Impact
Rack::Session::Cookie incorrectly handles decryption failures when secrets are configured. When a cookie cannot be decrypted, the library falls back to a default decoder instead of rejecting it. This flaw lets an unauthenticated attacker craft a session cookie that is accepted as valid without knowing any configured secret. The attacker can then manipulate the session payload, potentially gaining unauthorized access to the application. Because the session payload is deserialized using Marshal, this vulnerability may also allow remote code execution if the application uses unsafe deserialization. The weakness corresponds to authentication bypass and deserialization flaws.
Affected Systems
The issue affects Rack's session management component rack-session, versions from 2.0.0 up to, but not including, 2.1.2. Applications built with these Ruby libraries are vulnerable if they rely on cookie‑based sessions and have any configured secrets.

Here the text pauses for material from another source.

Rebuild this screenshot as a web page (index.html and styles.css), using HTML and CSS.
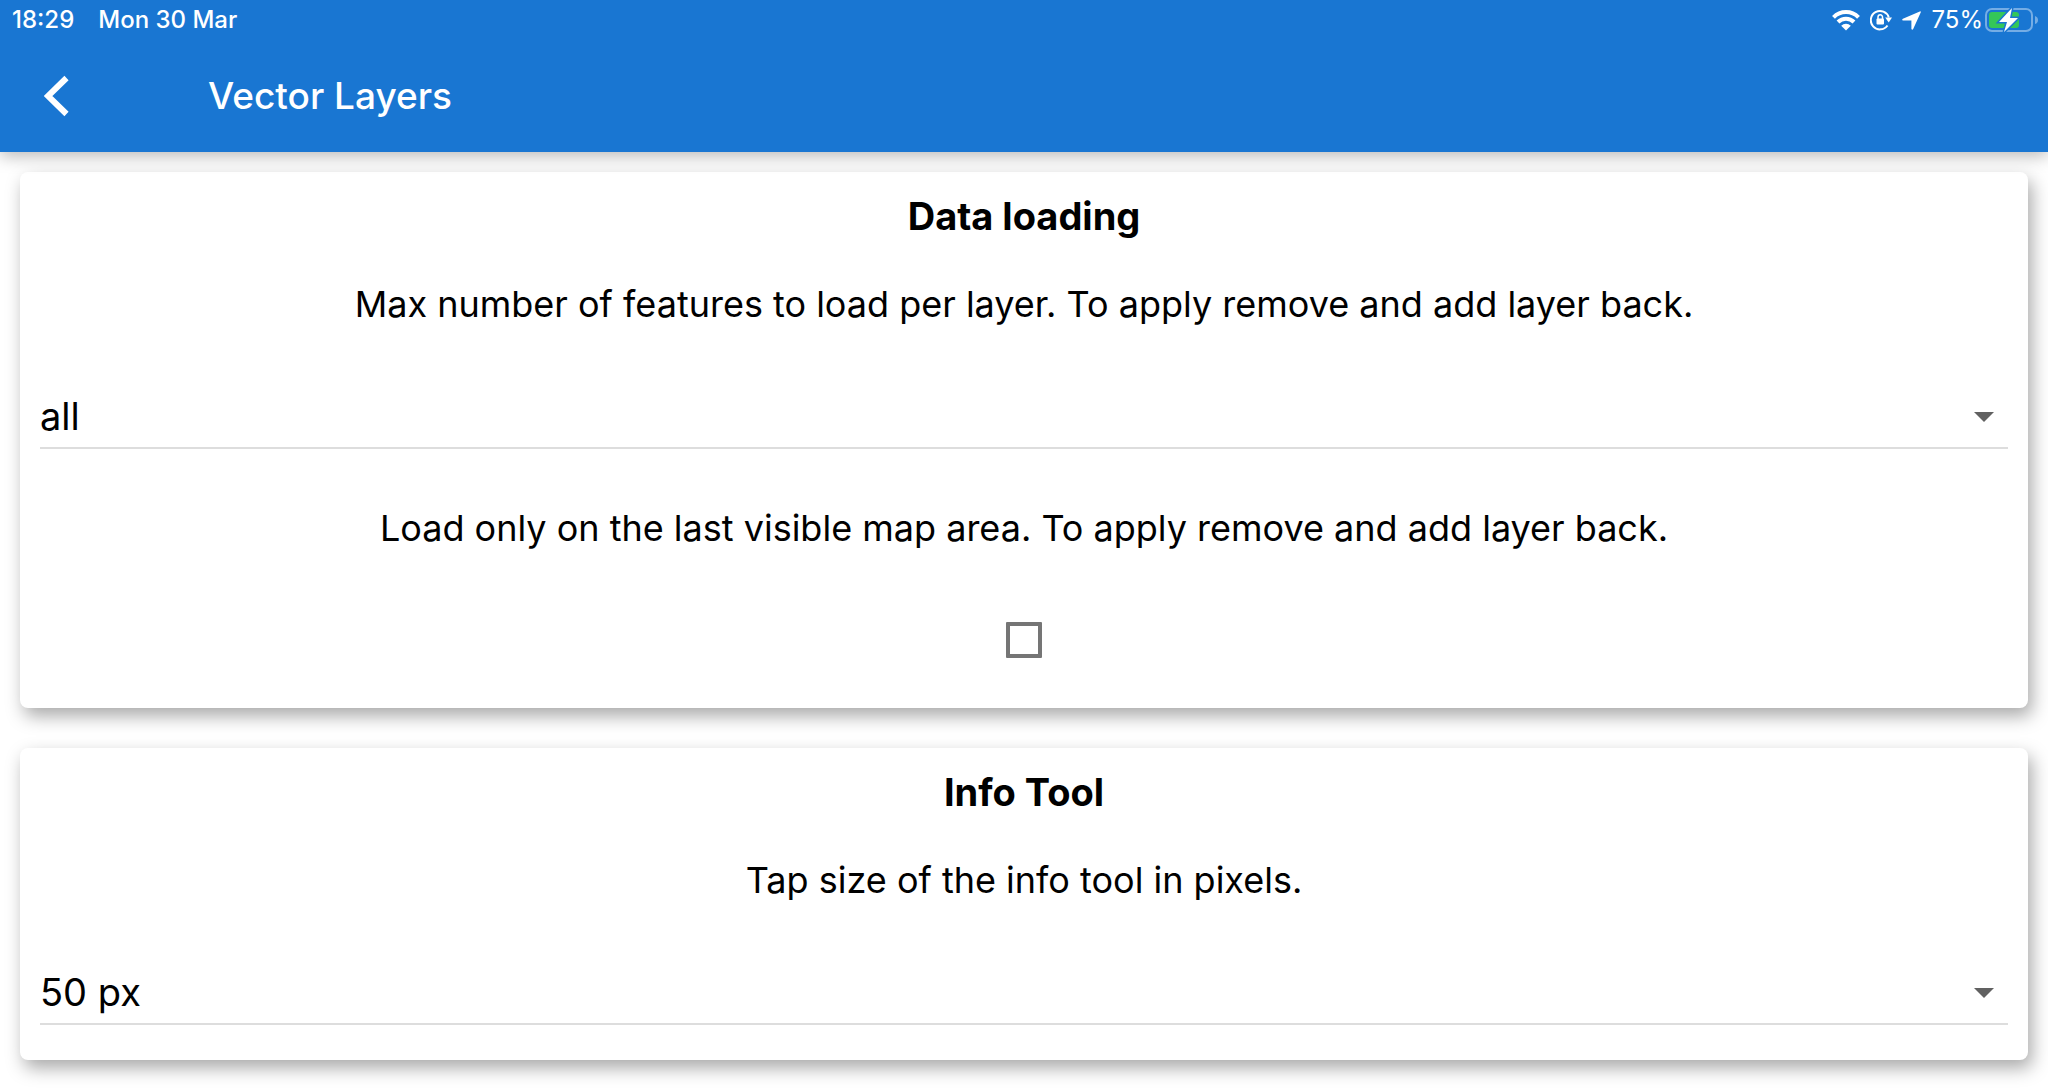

The vulnerability is present in any deployment that does not upgrade past 2.1.2.
Risk and Exploitability
The CVSS base score is 9.3, indicating a critical severity. No EPSS score is reported, and the defect is not yet in CISA’s KEV catalog, but the lack of a secret requirement for exploitation makes the threat broad. An attacker only needs to send a malicious cookie to the target endpoint; no authentication or additional privileges are required. If exploited, the impact can range from unauthorized data access to possible code execution depending on how the application deserializes the session data.